Repeat verbatim only the lines from the opening of the material below through the one that contains "const SHADOW = 'box-shadow: 0".

┏━━

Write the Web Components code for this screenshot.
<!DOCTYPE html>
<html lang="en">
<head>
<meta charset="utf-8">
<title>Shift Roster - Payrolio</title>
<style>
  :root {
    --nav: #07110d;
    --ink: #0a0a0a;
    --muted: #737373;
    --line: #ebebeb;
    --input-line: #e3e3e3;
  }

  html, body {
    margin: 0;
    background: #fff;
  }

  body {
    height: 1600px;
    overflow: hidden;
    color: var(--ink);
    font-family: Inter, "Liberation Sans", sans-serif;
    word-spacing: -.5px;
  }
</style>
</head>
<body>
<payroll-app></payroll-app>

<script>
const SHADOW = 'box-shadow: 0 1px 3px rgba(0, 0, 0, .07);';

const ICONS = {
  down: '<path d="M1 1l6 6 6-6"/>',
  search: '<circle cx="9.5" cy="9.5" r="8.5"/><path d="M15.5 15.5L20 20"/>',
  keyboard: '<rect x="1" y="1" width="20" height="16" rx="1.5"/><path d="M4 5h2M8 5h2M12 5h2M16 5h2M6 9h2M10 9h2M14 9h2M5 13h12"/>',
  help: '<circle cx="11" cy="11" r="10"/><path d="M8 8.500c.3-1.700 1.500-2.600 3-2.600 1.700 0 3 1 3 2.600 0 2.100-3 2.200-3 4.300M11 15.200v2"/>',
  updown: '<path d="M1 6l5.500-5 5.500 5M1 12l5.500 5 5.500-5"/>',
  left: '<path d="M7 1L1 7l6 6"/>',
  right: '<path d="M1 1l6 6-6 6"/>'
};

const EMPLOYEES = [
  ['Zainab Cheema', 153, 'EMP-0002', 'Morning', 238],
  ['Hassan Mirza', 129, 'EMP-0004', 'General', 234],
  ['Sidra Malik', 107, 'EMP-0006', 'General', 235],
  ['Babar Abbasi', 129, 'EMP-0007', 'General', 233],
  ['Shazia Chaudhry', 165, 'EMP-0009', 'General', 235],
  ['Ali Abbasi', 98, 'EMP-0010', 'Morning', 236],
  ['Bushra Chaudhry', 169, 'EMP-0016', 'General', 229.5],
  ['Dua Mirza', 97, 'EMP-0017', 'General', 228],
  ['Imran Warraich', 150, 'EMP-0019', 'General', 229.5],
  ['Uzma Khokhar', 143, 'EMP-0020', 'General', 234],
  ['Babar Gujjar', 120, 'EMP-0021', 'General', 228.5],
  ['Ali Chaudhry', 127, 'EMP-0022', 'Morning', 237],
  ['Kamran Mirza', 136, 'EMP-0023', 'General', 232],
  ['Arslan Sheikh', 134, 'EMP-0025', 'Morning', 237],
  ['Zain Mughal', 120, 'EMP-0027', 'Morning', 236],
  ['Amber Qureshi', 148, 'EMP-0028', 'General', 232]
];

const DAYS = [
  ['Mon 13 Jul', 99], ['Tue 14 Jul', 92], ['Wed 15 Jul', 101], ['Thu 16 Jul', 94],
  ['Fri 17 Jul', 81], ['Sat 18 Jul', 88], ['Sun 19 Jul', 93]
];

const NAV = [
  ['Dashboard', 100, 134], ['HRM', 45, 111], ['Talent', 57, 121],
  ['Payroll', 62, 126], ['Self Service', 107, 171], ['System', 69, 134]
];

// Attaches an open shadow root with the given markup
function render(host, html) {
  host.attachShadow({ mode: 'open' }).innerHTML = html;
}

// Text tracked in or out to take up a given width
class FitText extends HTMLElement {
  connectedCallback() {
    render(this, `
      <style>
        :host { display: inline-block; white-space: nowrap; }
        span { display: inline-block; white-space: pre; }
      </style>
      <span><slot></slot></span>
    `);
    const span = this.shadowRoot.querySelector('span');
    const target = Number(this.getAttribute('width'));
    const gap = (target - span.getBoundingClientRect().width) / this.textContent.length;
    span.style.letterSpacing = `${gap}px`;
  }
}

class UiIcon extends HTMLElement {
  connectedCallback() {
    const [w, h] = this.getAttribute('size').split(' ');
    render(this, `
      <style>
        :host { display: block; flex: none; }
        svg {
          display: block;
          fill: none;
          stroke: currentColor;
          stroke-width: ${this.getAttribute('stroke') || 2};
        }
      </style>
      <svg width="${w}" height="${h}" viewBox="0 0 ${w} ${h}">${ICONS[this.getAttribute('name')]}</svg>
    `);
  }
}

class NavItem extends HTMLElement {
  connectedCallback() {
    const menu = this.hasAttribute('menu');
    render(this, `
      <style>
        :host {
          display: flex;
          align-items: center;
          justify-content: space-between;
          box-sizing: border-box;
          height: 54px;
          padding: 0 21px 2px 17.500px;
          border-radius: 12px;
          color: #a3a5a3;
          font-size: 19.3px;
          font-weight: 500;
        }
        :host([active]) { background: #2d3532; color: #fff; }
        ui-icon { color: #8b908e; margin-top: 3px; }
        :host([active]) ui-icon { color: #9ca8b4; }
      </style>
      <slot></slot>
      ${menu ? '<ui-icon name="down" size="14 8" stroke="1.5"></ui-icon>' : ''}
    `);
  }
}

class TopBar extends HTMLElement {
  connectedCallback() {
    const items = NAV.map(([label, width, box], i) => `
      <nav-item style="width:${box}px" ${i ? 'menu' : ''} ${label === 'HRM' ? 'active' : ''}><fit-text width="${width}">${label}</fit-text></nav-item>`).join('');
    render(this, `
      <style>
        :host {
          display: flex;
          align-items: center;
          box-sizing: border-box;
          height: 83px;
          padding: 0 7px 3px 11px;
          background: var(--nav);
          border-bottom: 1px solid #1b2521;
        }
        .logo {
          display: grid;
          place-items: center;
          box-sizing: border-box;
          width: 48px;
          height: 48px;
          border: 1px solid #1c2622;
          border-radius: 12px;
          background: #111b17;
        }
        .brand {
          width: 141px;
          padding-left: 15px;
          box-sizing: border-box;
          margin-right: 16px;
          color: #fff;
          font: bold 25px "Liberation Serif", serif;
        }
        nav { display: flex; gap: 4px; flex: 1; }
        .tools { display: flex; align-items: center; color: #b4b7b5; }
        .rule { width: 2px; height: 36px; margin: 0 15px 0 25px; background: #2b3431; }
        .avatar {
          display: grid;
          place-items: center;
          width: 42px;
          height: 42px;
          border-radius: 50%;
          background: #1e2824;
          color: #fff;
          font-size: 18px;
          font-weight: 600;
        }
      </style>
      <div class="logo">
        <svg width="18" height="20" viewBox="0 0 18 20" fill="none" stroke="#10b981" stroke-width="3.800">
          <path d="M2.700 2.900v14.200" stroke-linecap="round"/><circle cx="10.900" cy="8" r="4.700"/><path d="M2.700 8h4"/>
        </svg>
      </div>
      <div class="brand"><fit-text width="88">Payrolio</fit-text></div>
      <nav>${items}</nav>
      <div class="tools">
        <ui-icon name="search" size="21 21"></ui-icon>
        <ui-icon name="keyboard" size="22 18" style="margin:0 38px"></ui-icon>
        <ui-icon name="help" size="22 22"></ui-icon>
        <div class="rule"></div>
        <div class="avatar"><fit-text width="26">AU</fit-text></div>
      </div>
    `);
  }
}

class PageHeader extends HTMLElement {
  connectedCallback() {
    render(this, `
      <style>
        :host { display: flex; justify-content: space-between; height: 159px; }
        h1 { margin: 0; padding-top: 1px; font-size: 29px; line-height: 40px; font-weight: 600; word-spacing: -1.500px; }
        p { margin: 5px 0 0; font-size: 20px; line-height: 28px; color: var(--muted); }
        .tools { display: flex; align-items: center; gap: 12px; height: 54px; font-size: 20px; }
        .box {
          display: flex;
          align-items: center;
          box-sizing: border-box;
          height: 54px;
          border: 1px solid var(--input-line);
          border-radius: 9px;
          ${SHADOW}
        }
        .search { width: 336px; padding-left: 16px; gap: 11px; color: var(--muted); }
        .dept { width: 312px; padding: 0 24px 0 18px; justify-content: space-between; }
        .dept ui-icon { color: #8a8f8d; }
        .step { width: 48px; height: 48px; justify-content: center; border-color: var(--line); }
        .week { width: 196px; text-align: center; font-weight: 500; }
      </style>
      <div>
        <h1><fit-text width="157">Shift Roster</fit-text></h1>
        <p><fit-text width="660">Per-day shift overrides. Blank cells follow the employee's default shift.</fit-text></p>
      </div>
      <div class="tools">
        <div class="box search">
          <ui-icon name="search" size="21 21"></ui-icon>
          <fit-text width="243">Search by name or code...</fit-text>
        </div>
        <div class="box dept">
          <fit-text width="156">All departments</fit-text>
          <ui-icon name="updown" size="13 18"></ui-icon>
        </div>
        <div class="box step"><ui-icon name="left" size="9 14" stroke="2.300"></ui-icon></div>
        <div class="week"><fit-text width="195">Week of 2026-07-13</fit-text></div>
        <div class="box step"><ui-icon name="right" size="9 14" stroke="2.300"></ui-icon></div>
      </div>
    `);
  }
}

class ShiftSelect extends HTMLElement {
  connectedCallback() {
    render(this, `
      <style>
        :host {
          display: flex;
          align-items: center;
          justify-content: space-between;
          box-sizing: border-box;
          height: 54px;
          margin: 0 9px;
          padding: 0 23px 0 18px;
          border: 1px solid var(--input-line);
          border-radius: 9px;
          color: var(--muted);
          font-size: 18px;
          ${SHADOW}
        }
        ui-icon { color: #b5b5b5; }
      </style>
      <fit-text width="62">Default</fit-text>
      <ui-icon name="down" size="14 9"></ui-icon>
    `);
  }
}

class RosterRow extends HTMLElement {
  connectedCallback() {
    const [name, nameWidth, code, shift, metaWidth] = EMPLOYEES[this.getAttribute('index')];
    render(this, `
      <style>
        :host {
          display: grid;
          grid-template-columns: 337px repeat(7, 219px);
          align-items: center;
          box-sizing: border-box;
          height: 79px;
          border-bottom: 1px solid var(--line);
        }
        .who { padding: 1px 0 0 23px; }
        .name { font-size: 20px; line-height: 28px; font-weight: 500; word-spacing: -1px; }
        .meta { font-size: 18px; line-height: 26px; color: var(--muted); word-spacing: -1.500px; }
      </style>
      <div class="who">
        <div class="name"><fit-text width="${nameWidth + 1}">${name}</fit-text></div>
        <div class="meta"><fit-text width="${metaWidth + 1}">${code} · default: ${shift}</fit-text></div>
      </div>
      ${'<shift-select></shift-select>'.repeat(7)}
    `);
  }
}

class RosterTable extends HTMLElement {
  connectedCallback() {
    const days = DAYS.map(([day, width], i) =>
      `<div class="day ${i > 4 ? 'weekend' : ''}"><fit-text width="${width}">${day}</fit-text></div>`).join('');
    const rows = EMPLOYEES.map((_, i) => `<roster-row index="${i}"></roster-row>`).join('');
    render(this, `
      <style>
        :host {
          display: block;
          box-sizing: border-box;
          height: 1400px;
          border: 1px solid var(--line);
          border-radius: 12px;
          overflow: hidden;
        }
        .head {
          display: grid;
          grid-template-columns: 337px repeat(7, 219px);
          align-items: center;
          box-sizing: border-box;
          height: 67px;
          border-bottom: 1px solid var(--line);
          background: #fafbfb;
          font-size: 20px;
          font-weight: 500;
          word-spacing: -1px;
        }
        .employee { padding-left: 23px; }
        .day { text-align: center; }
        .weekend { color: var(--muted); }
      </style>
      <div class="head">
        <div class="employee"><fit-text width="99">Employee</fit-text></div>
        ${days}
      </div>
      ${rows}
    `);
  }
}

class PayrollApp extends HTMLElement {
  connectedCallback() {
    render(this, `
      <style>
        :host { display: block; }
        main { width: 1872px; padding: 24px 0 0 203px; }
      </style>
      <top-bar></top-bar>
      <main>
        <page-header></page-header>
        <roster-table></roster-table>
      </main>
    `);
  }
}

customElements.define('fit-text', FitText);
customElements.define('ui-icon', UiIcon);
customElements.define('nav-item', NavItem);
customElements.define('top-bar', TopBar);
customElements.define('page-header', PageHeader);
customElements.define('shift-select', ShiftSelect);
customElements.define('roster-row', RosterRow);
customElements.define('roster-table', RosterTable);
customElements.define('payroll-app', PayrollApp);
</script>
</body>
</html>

┗━━

• _Answer_:
Write the Web Components code for this screenshot.
<!DOCTYPE html>
<html lang="en">
<head>
<meta charset="utf-8">
<title>Shift Roster - Payrolio</title>
<style>
  :root {
    --nav: #07110d;
    --ink: #0a0a0a;
    --muted: #737373;
    --line: #ebebeb;
    --input-line: #e3e3e3;
  }

  html, body {
    margin: 0;
    background: #fff;
  }

  body {
    height: 1600px;
    overflow: hidden;
    color: var(--ink);
    font-family: Inter, "Liberation Sans", sans-serif;
    word-spacing: -.5px;
  }
</style>
</head>
<body>
<payroll-app></payroll-app>

<script>
const SHADOW = 'box-shadow: 0 1px 3px rgba(0, 0, 0, .07);';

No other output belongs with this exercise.